In discussing the establishment of “sanctified patriotism” in Europe in the fifteenth and sixteenth centuries, Norman Housley has outlined three major conclusions that help us understand the entangled relationship between crusading and nationalism in the fifteenth century. First, the sanctification of the nation relied on the assumption that God would intervene in just wars pro deo et patria (for God and the fatherland) on behalf of his “chosen people.” Second, the soldiers who fought in such wars were a consistent ideological focal point, with their roles elevated well beyond simple military service and seen as deserving and ultimately receiving a heavenly reward.
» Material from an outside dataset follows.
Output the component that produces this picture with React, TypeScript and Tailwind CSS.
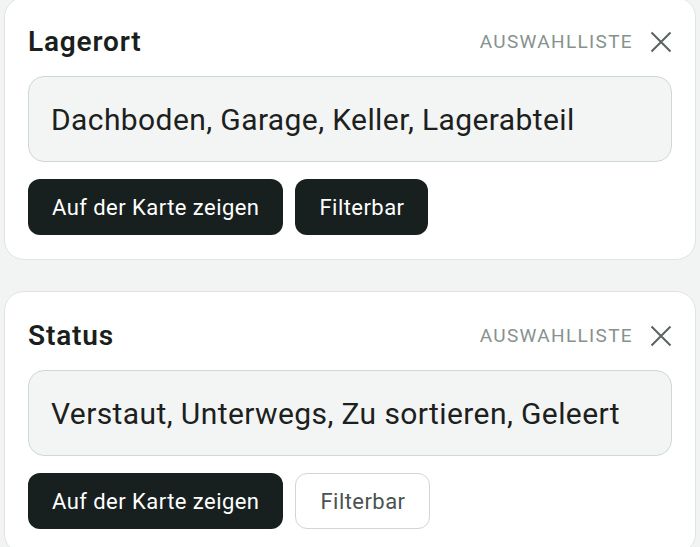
type Field = {
  title: string;
  values: string[];
  filterable: boolean;
};

const FIELDS: Field[] = [
  {
    title: "Lagerort",
    values: ["Dachboden", "Garage", "Keller", "Lagerabteil"],
    filterable: true,
  },
  {
    title: "Status",
    values: ["Verstaut", "Unterwegs", "Zu sortieren", "Geleert"],
    filterable: false,
  },
];

function CloseIcon() {
  return (
    <svg
      width="22"
      height="22"
      viewBox="0 0 22 22"
      fill="none"
      stroke="currentColor"
      strokeWidth="2"
      className="text-[#5a6360]"
    >
      <path d="M1.5 1.5l19 19M20.5 1.5l-19 19" />
    </svg>
  );
}

function FieldCard({ field }: { field: Field }) {
  return (
    <div className="rounded-[20px] border border-[#dfe4e2] bg-white px-[23px] pt-[26px] pb-6">
      <div className="flex h-9 items-center justify-between">
        <h2 className="text-[28px] leading-9 font-semibold tracking-[0.03em] text-[#1a1f1e]">
          {field.title}
        </h2>
        <div className="flex items-center gap-[17px]">
          <span className="text-[19px] tracking-[0.07em] text-[#87928e] uppercase">
            Auswahlliste
          </span>
          <CloseIcon />
        </div>
      </div>

      <div className="mt-4 flex h-[86px] items-center rounded-[16px] border-[1.5px] border-[#cfd8d5] bg-[#f3f5f4] pl-[22px]">
        <span className="text-[30px] tracking-[0.4px] text-[#1c2120]">
          {field.values.join(", ")}
        </span>
      </div>

      <div className="mt-[17px] flex gap-3">
        <button
          type="button"
          className="h-14 rounded-[12px] bg-[#18201f] px-6 text-[22px] tracking-[0.45px] text-white"
        >
          Auf der Karte zeigen
        </button>
        <button
          type="button"
          className={
            field.filterable
              ? "h-14 rounded-[12px] bg-[#18201f] px-6 text-[22px] tracking-[0.45px] text-white"
              : "h-14 rounded-[12px] border-[1.5px] border-[#cfd6d3] bg-white px-6 text-[22px] tracking-[0.45px] text-[#4a5351]"
          }
        >
          Filterbar
        </button>
      </div>
    </div>
  );
}

export default function App() {
  return (
    <div
      className="h-[547px] overflow-hidden bg-[#f2f4f3] px-1"
      style={{ fontFamily: "Roboto, 'Noto Sans', sans-serif" }}
    >
      <div className="-mt-[3px] flex flex-col gap-[31px]">
        {FIELDS.map((f) => (
          <FieldCard key={f.title} field={f} />
        ))}
      </div>
    </div>
  );
}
Third, the relationship between crusading and nationalism varied; at times, it was most intimate, as in 1588 when Hapsburg Spain tried to invade England via a formal crusade, while at other moments, the links seem more tenuous. But it is undeniable that the ideas of a nation as a “chosen people” and of soldiers as “soldiers of Christ” would have inevitably evoked the crusades for contemporaries. (p. 599)
If only one, choose Ridley-Smith. Scholarship is deeper.